Frazee House Towpath Panel

“Frazee Family” panel; behind it, across a water-filled canal and a road, a historic brick house.
Towpath exhibit highlights the Frazee House across the road.

NPS / Tim Fenner

Quick Facts

Audio Description, Historical/Interpretive Information/Exhibits, Wheelchair Accessible

Stephen and Mehitable Frazee moved into the wilderness, perhaps as early as 1811 from further east in Ohio. Here they raised their family, farming to put food on the table. Initially they probably lived in a log-style cabin further up the hill along the former road. Early tax records indicate that the Frazee family had horses and a cow. After the Ohio & Erie Canal was built here in 1825, we see a shift in the Frazees’ practices. Tax records after 1827 show Stephen Frazee had up to 8 “milch” (milk) cows—about 7 more than a subsistence family. They probably shipped out excess milk and dairy products on the canal, getting paid in cash. In time they became respected members of their community, raising children who become teachers, ministers, and farmers.
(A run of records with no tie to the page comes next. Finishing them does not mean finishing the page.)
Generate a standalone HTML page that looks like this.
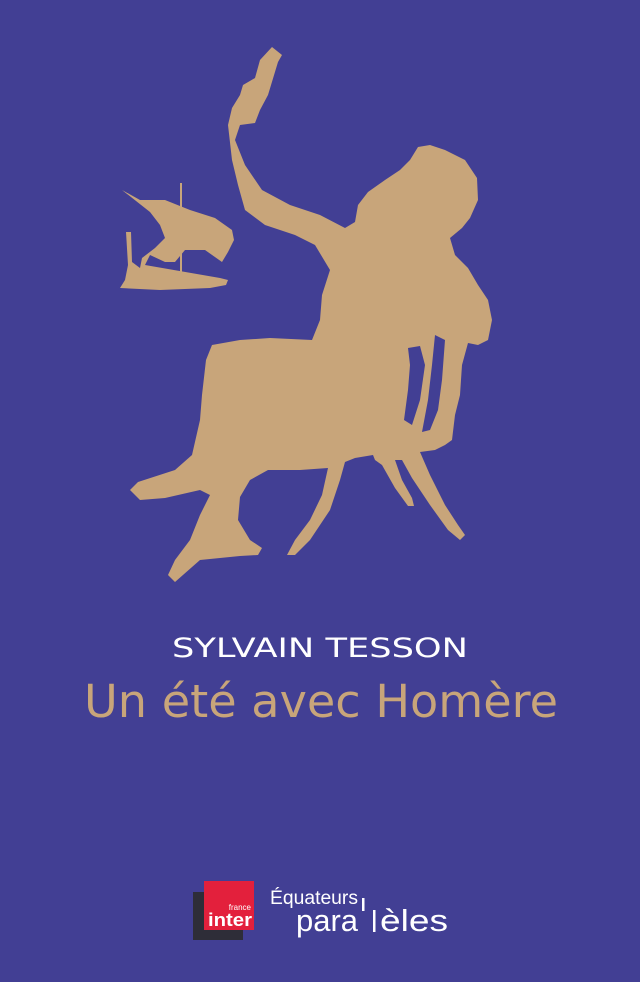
<!DOCTYPE html>
<html><head><meta charset="utf-8"><style>
html,body{margin:0;padding:0;background:#423f94;}
svg{display:block}
</style></head><body>
<svg width="640" height="982" viewBox="0 0 640 982" xmlns="http://www.w3.org/2000/svg">
<rect width="640" height="982" fill="#423f94"/>
<g fill="#c8a57a">
<path d="M122,190 L140,200 L165,200 L190,210 L215,218 L232,230 L234,240 L228,252 L222,262 L205,250 L185,250 L175,262 L165,262 L150,255 L145,265 L220,278 L228,280 L226,285 L210,288 L160,290 L120,288 L125,280 L128,265 L126,232 L131,232 L132,262 L140,268 L142,258 L155,248 L165,238 L160,225 L150,212 Z"/>
<rect x="180" y="183" width="2" height="95"/>
<path d="M272,47 L282,55 L278,62 L268,95 L260,110 L255,123 L240,125 L235,140 L245,165 L262,190 L290,205 L320,215 L345,228 L355,222 L358,205 L368,192 L385,180 L400,170 L410,160 L418,147 L430,145 L445,150 L465,160 L477,178 L478,200 L470,218 L462,228 L450,238 L455,255 L468,268 L478,285 L488,300 L492,320 L488,340 L478,345 L468,343 L462,365 L460,395 L455,415 L452,440 L445,445 L435,450 L420,452 L430,475 L445,505 L458,525 L465,535 L460,540 L448,530 L430,505 L412,478 L402,460 L395,460 L402,480 L412,498 L414,506 L408,506 L395,488 L382,465 L375,460 L373,455 L355,458 L345,462 L340,480 L330,510 L310,540 L295,555 L287,555 L295,540 L310,520 L322,495 L328,468 L300,470 L268,470 L250,480 L240,497 L238,520 L250,540 L262,548 L258,555 L240,556 L200,560 L175,582 L168,575 L175,560 L190,540 L200,515 L210,495 L200,490 L165,498 L140,500 L130,490 L138,482 L175,470 L192,455 L200,420 L202,395 L206,360 L212,345 L240,340 L270,338 L312,340 L320,320 L322,295 L330,270 L315,245 L295,235 L265,225 L245,210 L238,185 L232,160 L228,125 L232,108 L240,95 L243,85 L255,78 L260,60 Z"/>
<path fill="#423f94" d="M408,348 L420,346 L425,365 L420,400 L412,425 L404,420 L408,390 L410,365 Z"/>
<path fill="#423f94" d="M435,335 L445,340 L442,380 L438,410 L430,430 L422,432 L428,400 L432,365 Z"/>
</g>
<text x="320" y="657" text-anchor="middle" font-family="DejaVu Sans, sans-serif" font-size="27" fill="#ffffff" textLength="296" lengthAdjust="spacingAndGlyphs">SYLVAIN TESSON</text>
<text x="321" y="717" text-anchor="middle" font-family="DejaVu Sans, sans-serif" font-size="45" fill="#c8a57a" textLength="474" lengthAdjust="spacingAndGlyphs">Un été avec Homère</text>
<rect x="193" y="892" width="50" height="48" fill="#2e2d38"/>
<rect x="204" y="881" width="50" height="49" fill="#e3203c"/>
<text x="251" y="910" text-anchor="end" font-family="Liberation Sans, sans-serif" font-size="8" fill="#fff">france</text>
<text x="252" y="926" text-anchor="end" font-family="Liberation Sans, sans-serif" font-weight="bold" font-size="18" fill="#fff" textLength="44" lengthAdjust="spacingAndGlyphs">inter</text>
<text x="270" y="904" font-family="Liberation Sans, sans-serif" font-size="19" fill="#fff" textLength="88" lengthAdjust="spacingAndGlyphs">Équateurs</text>
<rect x="362" y="898" width="2.5" height="13" fill="#fff"/>
<rect x="373" y="910" width="2.5" height="22" fill="#fff"/>
<text x="296" y="931" font-family="Liberation Sans, sans-serif" font-size="31" fill="#fff" textLength="62" lengthAdjust="spacingAndGlyphs">para</text>
<text x="380" y="931" font-family="Liberation Sans, sans-serif" font-size="31" fill="#fff" textLength="68" lengthAdjust="spacingAndGlyphs">èles</text>
</svg>
</body></html>
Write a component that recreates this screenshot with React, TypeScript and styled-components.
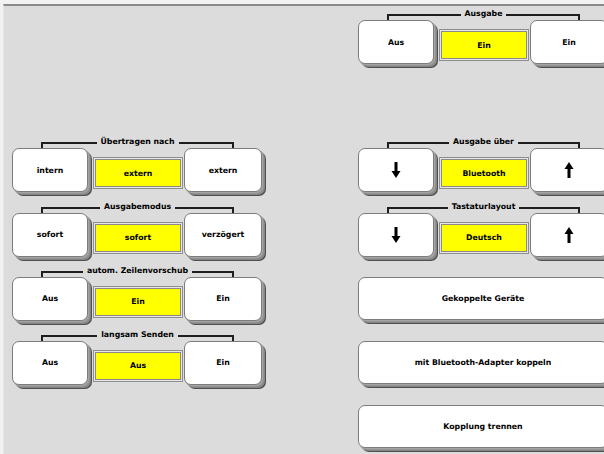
import styled, { createGlobalStyle } from 'styled-components';

const GlobalStyle = createGlobalStyle`
  html, body {
    margin: 0;
    padding: 0;
    overflow: hidden;
    background: #f2f2f2;
    font-family: "DejaVu Sans", Verdana, sans-serif;
  }
`;

const Frame = styled.div`
  width: 604px;
  height: 454px;
  box-sizing: border-box;
  padding: 4px 0 0 3px;
  background: #f2f2f2;
`;

const Panel = styled.div`
  height: 100%;
  box-sizing: border-box;
  border-top: 2px solid #8a8a8a;
  border-left: 1px solid #e6e6e6;
  background: #dcdcdc;
  padding: 2px 0 0 8px;
`;

const Board = styled.div`
  display: grid;
  grid-template-columns: 254px 254px;
  grid-template-rows: repeat(7, 64.2px);
  column-gap: 92px;
`;

const Cell = styled.div<{ $row: number; $col: number }>`
  grid-row: ${(p) => p.$row};
  grid-column: ${(p) => p.$col};
  display: flex;
  flex-direction: column;
`;

const Legend = styled.div`
  display: flex;
  height: 12px;
  margin: 0 32px 0 29px;
`;

const Arm = styled.div<{ $side: 'left' | 'right' }>`
  flex: 1;
  align-self: flex-end;
  height: 6px;
  box-sizing: border-box;
  border-top: 2px solid #1e1e1e;
  border-${(p) => p.$side}: 2px solid #1e1e1e;
`;

const LegendText = styled.span`
  padding: 0 4px;
  font-size: 7.8px;
  font-weight: bold;
  line-height: 12px;
  white-space: nowrap;
  color: #000;
`;

const Row = styled.div`
  display: flex;
  align-items: flex-start;
`;

const Key = styled.button<{ $wide?: boolean; $narrow?: boolean }>`
  width: ${(p) => (p.$wide ? 250 : p.$narrow ? 76 : 78)}px;
  height: ${(p) => (p.$wide ? 43 : 44)}px;
  flex: none;
  box-sizing: border-box;
  padding: 0;
  margin: 0;
  display: flex;
  align-items: center;
  justify-content: center;
  background: #ffffff;
  border: 1px solid #7c7c7c;
  border-radius: 7px;
  box-shadow: 1px 1px 0 #a4a4a4, 2px 2px 0 #939393, 3px 3px 0 #858585,
    4px 4px 0 #4f4f4f;
  font-family: "DejaVu Sans", Verdana, sans-serif;
  font-size: 7.8px;
  font-weight: bold;
  color: #000;
`;

const Indicator = styled.div`
  width: 90px;
  height: 32px;
  flex: none;
  box-sizing: border-box;
  margin: 9px 1px 0 5px;
  padding: 1px;
  border: 1px solid #8e8e8e;
  background: #e6e6e6;
`;

const IndicatorFace = styled.div`
  height: 100%;
  box-sizing: border-box;
  border: 1px solid #8a8a8a;
  background: #ffff00;
  display: flex;
  align-items: center;
  justify-content: center;
  font-size: 7.8px;
  font-weight: bold;
  color: #000;
`;

const Arrow = ({ up }: { up?: boolean }) => (
  <svg width="10" height="16" viewBox="0 0 10 16" style={up ? { transform: 'rotate(180deg)' } : undefined}>
    <rect x="3.5" y="0" width="3" height="10" fill="#000" />
    <polygon points="0.5,9 9.5,9 5,16" fill="#000" />
  </svg>
);

type ToggleProps = {
  row: number;
  col: number;
  title: string;
  left: React.ReactNode;
  value: string;
  right: React.ReactNode;
};

const Toggle = ({ row, col, title, left, value, right }: ToggleProps) => (
  <Cell $row={row} $col={col}>
    <Legend>
      <Arm $side="left" />
      <LegendText>{title}</LegendText>
      <Arm $side="right" />
    </Legend>
    <Row>
      <Key $narrow>{left}</Key>
      <Indicator>
        <IndicatorFace>{value}</IndicatorFace>
      </Indicator>
      <Key>{right}</Key>
    </Row>
  </Cell>
);

const WideCell = styled(Cell)`
  padding-top: 12px;
`;

export default function App() {
  return (
    <Frame>
      <GlobalStyle />
      <Panel>
        <Board>
          <Toggle row={1} col={2} title="Ausgabe" left="Aus" value="Ein" right="Ein" />

          <Toggle row={3} col={1} title="Übertragen nach" left="intern" value="extern" right="extern" />
          <Toggle row={4} col={1} title="Ausgabemodus" left="sofort" value="sofort" right="verzögert" />
          <Toggle row={5} col={1} title="autom. Zeilenvorschub" left="Aus" value="Ein" right="Ein" />
          <Toggle row={6} col={1} title="langsam Senden" left="Aus" value="Aus" right="Ein" />

          <Toggle row={3} col={2} title="Ausgabe über" left={<Arrow />} value="Bluetooth" right={<Arrow up />} />
          <Toggle row={4} col={2} title="Tastaturlayout" left={<Arrow />} value="Deutsch" right={<Arrow up />} />

          <WideCell $row={5} $col={2}>
            <Key $wide>Gekoppelte Geräte</Key>
          </WideCell>
          <WideCell $row={6} $col={2}>
            <Key $wide>mit Bluetooth-Adapter koppeln</Key>
          </WideCell>
          <WideCell $row={7} $col={2}>
            <Key $wide>Kopplung trennen</Key>
          </WideCell>
        </Board>
      </Panel>
    </Frame>
  );
}
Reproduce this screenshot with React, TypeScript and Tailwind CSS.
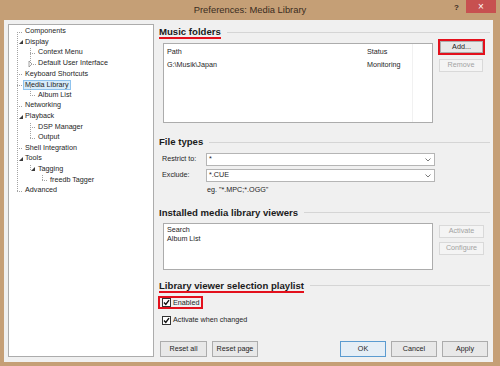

The house has been a home to a farming family for most of its existence. Stephen Frazee sold it to John and Elizabeth Hynton. After John’s passing in 1865, Elizabeth and a son-in-law nurtured and grew one of the more profitable farms in the area. After Elizabeth Hynton passed, the house only changed hands a couple of times before being purchased by the National Park Service. In the 1980s, preservationists and historical carpenters stabilized the house. Time is beginning to take its toll though, resulting in the temporary closure of the house in 2012. It waits again, for more work, as it stands guard over the valley.

Cross Canal Road to get a closer look at the architecture, use the vault toilet, and read a second graphic panel.